Joe Manchin Rules Out New Climate Spending, Tax Hikes

It's a massive setback for the Democrats -- and for those hoping to rein in the extreme effects of climate change.

WASHINGTON ― Sen. Joe Manchin (D-W.Va.) threw up another roadblock to President Joe Biden’s economic agenda, potentially dealing his party a massive setback ahead of the November midterm elections and dashing hopes for meaningful action to combat climate change.

The West Virginia senator informed Democratic leaders Thursday that he won’t support any new spending for green energy investments — or tax hikes on the wealthy or corporations to pay for it ― until the next consumer spending report is released for the month of July.

“Let’s wait until that comes out, so we know we’re going down a path that won’t be inflationary,” Manchin told West Virginia radio host Hoppy Kercheval.

Democrats were pushing to seal an agreement on a scaled-back measure by August, before the Senate leaves town for its annual monthlong recess, in order to stave off health insurance premium increases that are scheduled to kick in that month. More delays could also make it difficult to pass the bill via a party-line vote before a Sept. 30 fiscal year deadline.

Manchin told Senate Majority Leader Chuck Schumer (D-N.Y.) that he is only willing to support a proposal to lower prescription drug prices, as well as a temporary, two-year extension of Affordable Care Act subsidies to help keep health insurance costs from increasing this year.

“It’s not prudent to do the other right now,” he said Friday, referring to climate provisions sought by Democrats.

Cracks in the negotiations were apparent Wednesday when Manchin, responding to the latest skyrocketing inflation numbers, complained that more government spending would only drive prices even higher and that “leaders in Washington” needed to heed his warnings.

Democrats were relying on billions in added revenue from a proposal that would have closed tax loopholes to offset the cost of the bill and bring the deficit down, as Manchin had insisted on. But Manchin backed off his previous support for that tax increase on businesses, according to a Democrat briefed on the conversations between him and Schumer.

Environmentalists view the legislative package as the last chance for meaningful action on climate in the next decade, which scientists have warned is a critical window for action. Leading climate hawks in Congress responded by calling on President Joe Biden to take executive action to fight climate change.

“With legislative climate options now closed, it’s now time for executive Beast Mode,” Sen. Sheldon Whitehouse (D-R.I.) tweeted, laying out a list of steps he said Biden should take to reduce greenhouse gas emissions.

It’s unclear whether such action would survive a legal challenge. The conservative 6-3 majority on the Supreme Court, for example, recently curtailed the Environmental Protection Agency’s power to regulate greenhouse gases.

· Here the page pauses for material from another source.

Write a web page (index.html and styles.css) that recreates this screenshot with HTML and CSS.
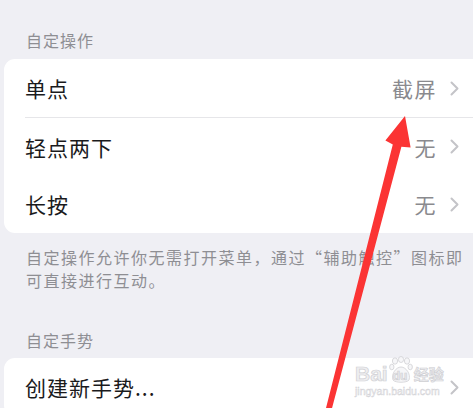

Democrats will now be forced to choose whether to accept the scaled-back, health care-focused proposal Manchin has endorsed, or scrap the effort entirely. They need all 50 Senate Democrats on board to pass a bill under the budget “reconciliation” process that allows them to sidestep a GOP filibuster.

“If we can’t move forward as we had hoped, we need to salvage as much of this package as possible,” Sen. Ron Wyden (D-Ore.), the chairman of the Senate Finance Committee, said in a statement. “The expression that failure is not an option is overused, but failure really is not an option here.”

This round of negotiations was a do-over after Manchin withdrew his support late last year for the $2 trillion Build Back Better Act, which Biden had endorsed.

Manchin has been negotiating with Schumer on a scaled-back domestic spending package totaling about $1 trillion, half of which would go toward deficit reduction.

The negotiations were part of a hoped-for drive to deliver on promises that won Democrats the House, the Senate and the White House in 2020.

Despite the breakdown in negotiations, which have dragged on in various stages for over a year, Manchin insisted Friday that he is still open to a deal.

“We can come back the first of September and pass this legislation ― if it’s a good piece of legislation,” Manchin said.

“I want climate, I want energy policy,” he maintained.